9. It is nobody's case that at the time of filing the return on October 10, 1963, the assessee-firm had knowledge that the interest amounts shown as paid to different parties were paid to the respective partners. This fact was disclosed only in the declarations made by the respective partners. So, at the time of filing the return it cannot be stated that the assessee-firm had consciously put these amounts of interest in the names of some nonexistent firms. Section 271(1)(c) requires that, in order to impose penalty, the authority must be satisfied that the assessee had concealed the particulars of his income or deliberately furnished inaccurate particulars of such income. In the instant case, the Tribunal has held that the assessee deliberately furnished inaccurate particulars of its income in question. While coming to this conclusion the Tribunal held that the partnership firm and the partners were not separate entities. On this proposition of law the Tribunal came to the decision that the assessee-firm was liable to penalty under Section 271(1)(c) of the Act. We are, however, unable to accept this proposition of law as propounded by the Tribunal.

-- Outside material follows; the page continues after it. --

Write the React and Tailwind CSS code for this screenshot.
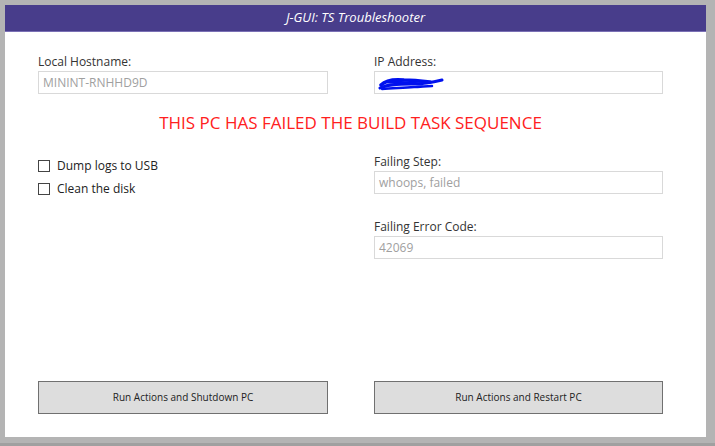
import React from 'react'

const font = { fontFamily: '"Open Sans", "Noto Sans", sans-serif' }

const Field = ({ label, value, children }) => (
  <div className="flex flex-col">
    <label className="text-[12px] leading-[16px] text-[#333333] mb-[1px]">{label}</label>
    <div className="relative h-[23px] border border-[#d9d9d9] bg-white flex items-center px-[4px] text-[12px] text-[#a0a0a0]">
      {value}
      {children}
    </div>
  </div>
)

const Check = ({ label }) => (
  <label className="flex items-center h-[23px] text-[12px] text-[#222222]">
    <span className="w-[12px] h-[12px] border border-[#444444] bg-white mr-[7px]" />
    {label}
  </label>
)

const Scribble = () => (
  <svg className="absolute left-[3px] top-[5px]" width="70" height="14" viewBox="0 0 70 14">
    <g fill="none" stroke="#0011ee" strokeLinecap="round" strokeLinejoin="round">
      <path d="M3 8 C8 3, 16 2, 26 3 C36 3, 44 4, 52 5" strokeWidth="3.5" />
      <path d="M2 11 C10 7, 22 7, 34 7 C44 7, 52 6, 64 3" strokeWidth="3" />
      <path d="M4 12 C14 11, 24 11, 36 10 C42 10, 48 9, 54 9" strokeWidth="2.5" />
      <path d="M10 5 C20 5, 30 6, 44 7" strokeWidth="3" />
    </g>
  </svg>
)

const Button = ({ children }) => (
  <button className="h-[33px] w-full bg-[#dddddd] border border-[#707070] text-[10px] text-[#222222]">
    {children}
  </button>
)

export default function App() {
  return (
    <div
      style={font}
      className="w-[715px] h-[446px] bg-[#b4b4b4] pt-[5px] pl-[5px] pr-[9px] pb-[6px] border-b-[3px] border-[#a0a0a0]"
    >
      <div className="w-full h-full bg-white flex flex-col">
        {/* Title bar */}
        <div className="h-[27px] bg-[#483d8b] border-b border-[#7a70b5] flex items-center justify-center">
          <span className="text-white italic text-[13px]">J-GUI: TS Troubleshooter</span>
        </div>

        <div className="flex-1 flex flex-col px-[33px] pt-[22px] pb-[23px]">
          <div className="grid grid-cols-[290px_289px] gap-x-[46px]">
            <Field label="Local Hostname:" value="MININT-RNHHD9D" />
            <Field label="IP Address:">
              <Scribble />
            </Field>
          </div>

          <h1 className="text-center text-[17px] leading-[24px] text-[#ff2020] mt-[17px] pr-[10px]">
            THIS PC HAS FAILED THE BUILD TASK SEQUENCE
          </h1>

          <div className="grid grid-cols-[290px_289px] gap-x-[46px] mt-[19px]">
            <div className="flex flex-col">
              <Check label="Dump logs to USB" />
              <Check label="Clean the disk" />
            </div>
            <div className="flex flex-col gap-[25px]">
              <Field label="Failing Step:" value="whoops, failed" />
              <Field label="Failing Error Code:" value="42069" />
            </div>
          </div>

          <div className="flex-1" />

          <div className="grid grid-cols-[290px_289px] gap-x-[46px]">
            <Button>Run Actions and Shutdown PC</Button>
            <Button>Run Actions and Restart PC</Button>
          </div>
        </div>
      </div>
    </div>
  )
}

10. Under Section 2(31) of the Act, 'person' has been defined as follows : ''(31) 'person' includes-

(i) an individual,

(ii) a Hindu undivided family,

(iii) a company,

(iv) a firm,

(v) an association of persons or a body of individuals, whether incorporated or not,

(vi) a local authority, and

(vii) every artificial juridical person, not falling within any of the preceding sub-clauses.'

11. Under the Income-tax Act a firm is an entity which is liable to pay tax. A firm is an assessee apart from the individual partners who also may be assessed in their individual capacities. That being the position, for the purpose of the Income-tax Act, a firm cannot be equated with the partners because from the relevant provisions of the Income-tax Act it is quite clear that a firm is an entity which may be assessed as a person as distinguished from the individual partners who may be assessed separately. That being so, the knowledge of some of the partners regarding some fact for the purposes of the Income-tax Act cannot be imputed to the partnership firm as a whole for the purposes of the Act, whether for assessment or for penalty. The disclosure made some time during the period from August 19, 1965, to April 1, 1966, by some of the partners in the instant case regarding the interest amounts shown in the return as interest paid to the respective parties, which was filed in October, 1963, may amount to knowledge of those particular partners regarding the inaccufate particulars, but that disclosure cannot prove knowledge of the assessee-firm about inaccurate particulars of income at the time of filing the return, inasmuch as the firm is a distinct entity as distinguished from the individual partners for the purposes of the Income-tax Act.

12. From the facts and circumstances of the case, we hold that the Tribunal was not justified in holding that the assessee-firm had furnished inaccurate particulars of income deliberately, bringing the case within the four corners of Section 271(1)(c) of the Act.

13. We, accordingly, answer the question in the negative and in favour of the assessee.

D.M. Sen, J.

14. I agree.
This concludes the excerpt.